Depuis 20 ans, cela n’a pas changé : les possesseurs de consoles Nintendo savent bien que, même s’ils doivent à l’occasion se montrer patients, ils finiront par voir débouler un volet inédit de la mirifique saga Zelda spécialement pensé pour toute nouvelle machine de la marque. La DS ne fait pas exception à la règle, qui accueille désormais le plus que charmant Phantom Hourglass. Un épisode singulier, qui séduit d’abord par sa belle cohérence.
Aux premiers instants de jeu, on sentirait presque l’air de la mer. Car si Phantom Hourglass recycle avec entrain l’adorable style cartoon de l’épisode GameCube The Wind Waker, il en reprend aussi la thématique océanique et l’organisation des lieux visités en un réseau d’îles mystérieuses entre lesquelles on voyage en bateau. Tant pis pour les amateurs de chevauchées effrénées à dos d’Epona à travers la plaine d’Hyrule : ce sera pour le prochain Zelda. Suite directe de The Wind Waker – ce qui est rare dans la saga – Phantom Hourglass fait un peu figure d’épisode hors série, à la manière de Majora’s Mask après Ocarina of Time. Mais là où ce dernier frappait par une approche sombre et conceptuelle, Phantom Hourglass tiendrait plutôt de la radieuse récréation, ce dont témoignent aussi ses airs de Zelda concentré. Car il se révèle sensiblement plus court, et nettement moins fourni en quêtes secondaires, qu’à l’accoutumée. On aurait pourtant tort d’en blâmer ses auteurs, car là où tant de jeux s’étirent artificiellement pour accroître leur sacro-sainte « durée de vie », celui-ci enchante aussi par sa nature intense et bouclée.
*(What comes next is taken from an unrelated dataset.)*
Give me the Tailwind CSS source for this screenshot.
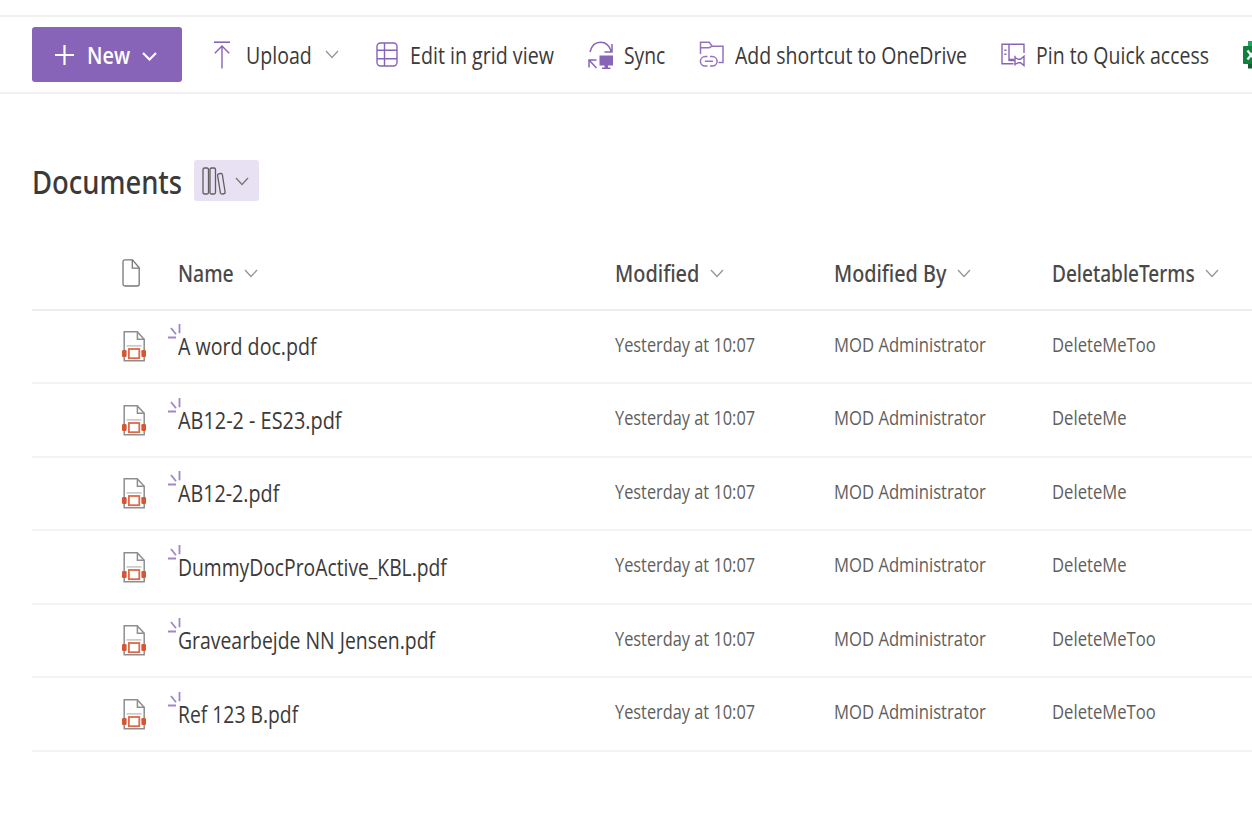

Plutôt qu’une œuvre-monde où l’on se perd en s’abandonnant à la contemplation, Phantom Hourglass en est une où l’on se retrouve et même, privilège du jeu sur console portable, que l’on promène avec soi, que l’on surplombe, que l’on ouvre et referme avec la DS. De cela découle la singularité de ce nouveau Zelda. Ici, tout se fait au stylet : les déplacements du personnage, la navigation, le lancer du boomerang ou du grappin– piliers de la série qui trouvent une nouvelle jeunesse. Surtout, le jeu nous invite sans cesse à annoter ses cartes pour marquer un passage à emprunter plus tard, un code secret ou une route maritime, pour établir le plan d’une île inconnue… Soit, en somme, à nous approprier très concrètement et très naturellement son vibrant univers. La Légende de Zelda a engendré des jeux plus vastes, plus riches, plus ambitieux. Mais aucun ne s’était jusqu’ici offert à nous avec une si touchante générosité.